Wild Child

Wild: An Elemental Journey, Jay Griffiths, 2006

Wild Jay Griffiths

Unlike the movie Wild Child where a child raised in the wild is introduced to modern civilization, Jay Griffiths, an educated young English woman, returns to the wild, spending seven years rediscovering the feral call of her blood. In this journey she risks her health and her sanity. Unlike the Nineteenth Century transcendentalists (Ralph Waldo Emerson, Henry David Thoreau, etc. See American Blooms bury), who largely ignore the native American guides, she devours the works of anthropologists and then seeks out native guides in the Amazon, New Guinea, Australia, the Arctic, Mongolia etc. to help her relearn the music of the wild.

The transcendentalists were in large part a reaction to the repressive spirit of the Puritans. Salem Massachusetts, site of the witch trials and where transcendentalist Nathaniel Hawthorne was born and wrote some of his best work, after all is very near to Concord Massachusetts.

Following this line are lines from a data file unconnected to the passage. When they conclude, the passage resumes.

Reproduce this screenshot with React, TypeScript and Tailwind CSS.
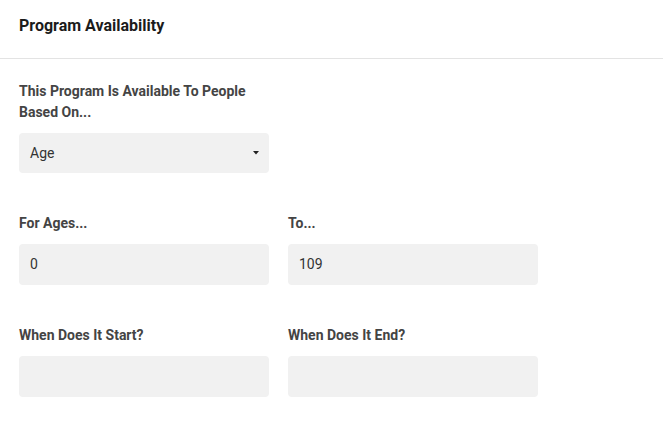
export default function App() {
  return (
    <div className="w-[663px] h-[423px] bg-white overflow-hidden" style={{ fontFamily: "Roboto, 'Liberation Sans', sans-serif" }}>
      {/* Header */}
      <div className="h-[59px] border-b border-[#e3e3e3] px-[19px] pt-[16px]">
        <h1 className="text-[16px] leading-[20px] font-bold text-[#1b1b1b]">Program Availability</h1>
      </div>

      <div className="px-[19px] pt-[22px]">
        {/* Based on */}
        <div className="w-[250px]">
          <label className="block text-[14px] leading-[21px] font-bold text-[#444]">
            This Program Is Available To People Based On...
          </label>
          <div className="mt-[10px] h-10 rounded bg-[#f1f1f1] flex items-center justify-between pl-[11px] pr-[10px]">
            <span className="text-[14px] text-[#333]">Age</span>
            <svg width="6" height="4" viewBox="0 0 6 4">
              <path d="M0 0 L6 0 L3 3.5 Z" fill="#222" />
            </svg>
          </div>
        </div>

        {/* Ages */}
        <div className="mt-10 grid grid-cols-[250px_250px] gap-x-[19px]">
          <div>
            <label className="block text-[14px] leading-[21px] font-bold text-[#444]">For Ages...</label>
            <div className="mt-[10px] h-[41px] rounded bg-[#f1f1f1] flex items-center px-[11px]">
              <span className="text-[14px] text-[#333]">0</span>
            </div>
          </div>
          <div>
            <label className="block text-[14px] leading-[21px] font-bold text-[#444]">To...</label>
            <div className="mt-[10px] h-[41px] rounded bg-[#f1f1f1] flex items-center px-[11px]">
              <span className="text-[14px] text-[#333]">109</span>
            </div>
          </div>
        </div>

        {/* Dates */}
        <div className="mt-10 grid grid-cols-[250px_250px] gap-x-[19px]">
          <div>
            <label className="block text-[14px] leading-[21px] font-bold text-[#444]">When Does It Start?</label>
            <div className="mt-[10px] h-[41px] rounded bg-[#f1f1f1]" />
          </div>
          <div>
            <label className="block text-[14px] leading-[21px] font-bold text-[#444]">When Does It End?</label>
            <div className="mt-[10px] h-[41px] rounded bg-[#f1f1f1]" />
          </div>
        </div>
      </div>
    </div>
  );
}
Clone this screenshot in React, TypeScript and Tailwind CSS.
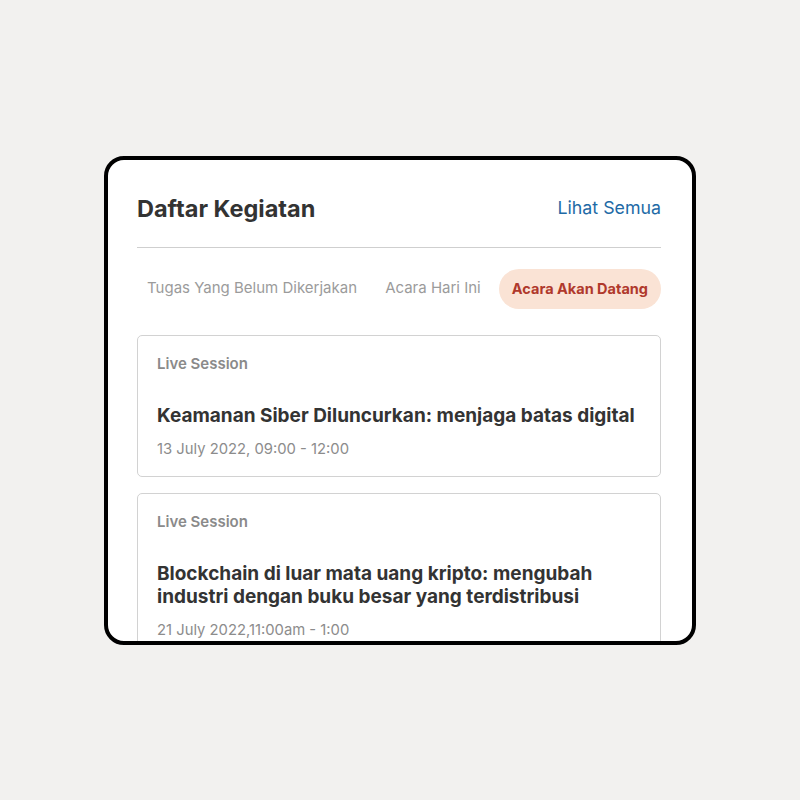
import React from 'react';

interface Activity {
  type: string;
  title: string;
  time: string;
}

const activities: Activity[] = [
  {
    type: 'Live Session',
    title: 'Keamanan Siber Diluncurkan: menjaga batas digital',
    time: '13 July 2022, 09:00 - 12:00',
  },
  {
    type: 'Live Session',
    title: 'Blockchain di luar mata uang kripto: mengubah industri dengan buku besar yang terdistribusi',
    time: '21 July 2022,11:00am - 1:00',
  },
];

const tabs = ['Tugas Yang Belum Dikerjakan', 'Acara Hari Ini', 'Acara Akan Datang'];

const ActivityCard: React.FC<{ item: Activity }> = ({ item }) => (
  <div className="border border-[#d2d2d2] rounded-[5px] pl-[19px] pr-[12px] pt-[18px] pb-[17px] shrink-0">
    <div className="text-[15px] leading-[20px] font-semibold text-[#8a8a8a]">{item.type}</div>
    <div className="mt-[30px] text-[19px] leading-[23px] font-bold text-[#333333]">{item.title}</div>
    <div className="mt-[12px] text-[14.8px] leading-[20px] text-[#8c8c8c]">{item.time}</div>
  </div>
);

export default function App() {
  const active = 2;

  return (
    <div
      className="min-h-screen w-full bg-[#f2f1ef] flex items-center justify-center"
      style={{ fontFamily: 'Inter, "Noto Sans", sans-serif' }}
    >
      <div className="w-[592px] h-[489px] bg-white border-4 border-black rounded-[20px] overflow-hidden pl-[29px] pr-[31px] pt-[33px] flex flex-col">
        {/* Header */}
        <div className="h-[32px] shrink-0 flex items-center justify-between">
          <h1 className="text-[23.5px] font-bold text-[#333333]">Daftar Kegiatan</h1>
          <a className="text-[17.8px] text-[#1e6aa6]">Lihat Semua</a>
        </div>
        <div className="mt-[22px] h-px shrink-0 bg-[#cfcfcf]" />

        {/* Tabs */}
        <div className="mt-[21px] shrink-0 flex items-center justify-between">
          {tabs.map((tab, i) =>
            i === active ? (
              <div
                key={tab}
                className="h-[40px] px-[13px] rounded-full bg-[#fae3d5] text-[#b0392c] font-bold text-[14.5px] flex items-center"
              >
                {tab}
              </div>
            ) : (
              <div key={tab} className="h-[40px] px-[10px] text-[#9b9b9b] text-[15px] flex items-center">
                {tab}
              </div>
            )
          )}
        </div>

        {/* List */}
        <div className="mt-[26px] flex flex-col gap-[16px]">
          {activities.map((item) => (
            <ActivityCard key={item.title} item={item} />
          ))}
        </div>
      </div>
    </div>
  );
}
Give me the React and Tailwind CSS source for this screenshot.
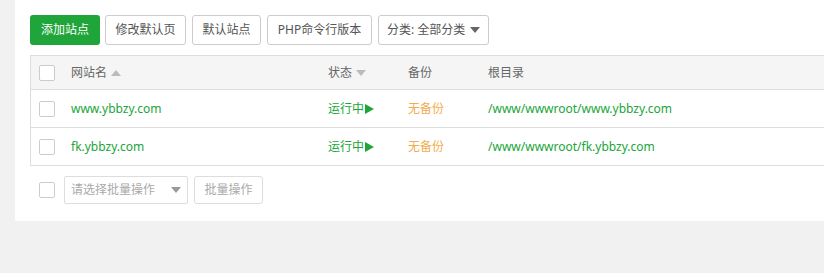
import React from 'react'

const font = { fontFamily: '"Noto Sans", "Noto Sans CJK SC", sans-serif' }

function Check() {
    return <span className="block w-4 h-4 border border-[#ccc] rounded-[2px] bg-white" />
}

function Caret({ up, color = '#999' }) {
    return (
        <svg width="10" height="6" viewBox="0 0 10 6" className="inline-block">
            <path d={up ? 'M0 6 L5 0 L10 6 Z' : 'M0 0 L5 6 L10 0 Z'} fill={color} />
        </svg>
    )
}

const sites = [
    { name: 'www.ybbzy.com', path: '/www/wwwroot/www.ybbzy.com' },
    { name: 'fk.ybbzy.com', path: '/www/wwwroot/fk.ybbzy.com' },
]

function Btn({ w, children }) {
    return (
        <button className={'h-[30px] border border-[#ccc] rounded-[3px] bg-white text-[#555] text-xs ' + w}>
            {children}
        </button>
    )
}

export default function App() {
    return (
        <div className="w-[824px] h-[273px] bg-[#f1f1f1] overflow-hidden text-xs" style={font}>
            <div className="ml-[15px] w-[860px] bg-white pt-[15px] pl-[15px] pb-[17px]">
                <div className="flex gap-[6px]">
                    <button className="h-[30px] w-[70px] mr-[-1px] rounded-[3px] bg-[#20a53a] text-white text-xs">添加站点</button>
                    <Btn w="w-[81px]">修改默认页</Btn>
                    <Btn w="w-[69px]">默认站点</Btn>
                    <Btn w="w-[105px]">PHP命令行版本</Btn>
                    <button className="h-[30px] w-[111px] pl-[8px] pr-[8px] border border-[#ccc] rounded-[3px] bg-white text-[#555] text-xs flex items-center justify-between">
                        <span>分类: 全部分类</span>
                        <Caret color="#666" />
                    </button>
                </div>

                <div className="mt-[10px] border border-[#ddd] text-xs">
                    <div className="flex h-[34px] items-center bg-[#f5f5f5] border-b border-[#ddd] text-[#666]">
                        <div className="w-[32px] pl-[8px]"><Check /></div>
                        <div className="w-[257px] pl-2 flex items-center gap-[4px]">网站名 <Caret up color="#bbb" /></div>
                        <div className="w-[80px] pl-2 flex items-center gap-[4px]">状态 <Caret color="#bbb" /></div>
                        <div className="w-[80px] pl-2">备份</div>
                        <div className="flex-1 pl-2">根目录</div>
                    </div>
                    {sites.map((s, i) => (
                        <div key={s.name} className={'flex items-center ' + (i < sites.length - 1 ? 'h-[38px] border-b border-[#ddd]' : 'h-[37px]')}>
                            <div className="w-[32px] pl-[8px]"><Check /></div>
                            <div className="w-[257px] pl-2 text-[#20a53a]">{s.name}</div>
                            <div className="w-[80px] pl-2 text-[#20a53a] flex items-center">
                                运行中
                                <svg width="9" height="10" viewBox="0 0 9 10" className="ml-[1px]"><path d="M0 0 L9 5 L0 10 Z" fill="#20a53a" /></svg>
                            </div>
                            <div className="w-[80px] pl-2 text-[#f0ad4e]">无备份</div>
                            <div className="flex-1 pl-2 text-[#20a53a]">{s.path}</div>
                        </div>
                    ))}
                </div>

                <div className="mt-[10px] flex items-center">
                    <div className="pl-[9px]"><Check /></div>
                    <div className="ml-[9px] h-[28px] w-[124px] border border-[#ddd] rounded-[2px] flex items-center justify-between px-[6px] text-[#aaa]">
                        <span>请选择批量操作</span>
                        <Caret color="#999" />
                    </div>
                    <button className="ml-[6px] h-[28px] w-[69px] border border-[#ddd] rounded-[3px] text-[#aaa] text-xs bg-white">批量操作</button>
                </div>
            </div>
        </div>
    )
}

Nathaniel Hawthorne in Salem Hawthorne

Griffiths’ work is a cry against the murderous work of the racist, incurious, ignorant, culture destroying, white missionaries and their greedy corporate followers both supported by corrupt thuggish governments. Her ability to capture the wild in words is extraordinary. Sample:

The Peruvian Amazon was called a Tower of Babel by early Spanish missionaries. Intended as an insult, it was actually a compliment, testimony to the luminous and tumultuous diversity of jungle languages, not just one tree of knowledge but millions, a forest of knowing. But the Church, the state, and the education system together have deforested the human mind, forcing people to speak Spanish and aiding logging companies and others in a corporate land theft. If you take people out of their land, you take them out of their meaning, out of their language’s roots. When wild lands are lost, so is metaphor, allusion and the poetry that arises in the interplay of mind and nature. To lose your land is to lose your language, and to lose your language is to lose your mind…

Jay Griffiths in the wild from the book jacket Jay Griffiths

The theft of land is only the tip of the melting iceberg. There is today a gold rush to patent and thus privatize (steal) native plants, treatments, and remedies known for centuries by native peoples throughout the wilderness world.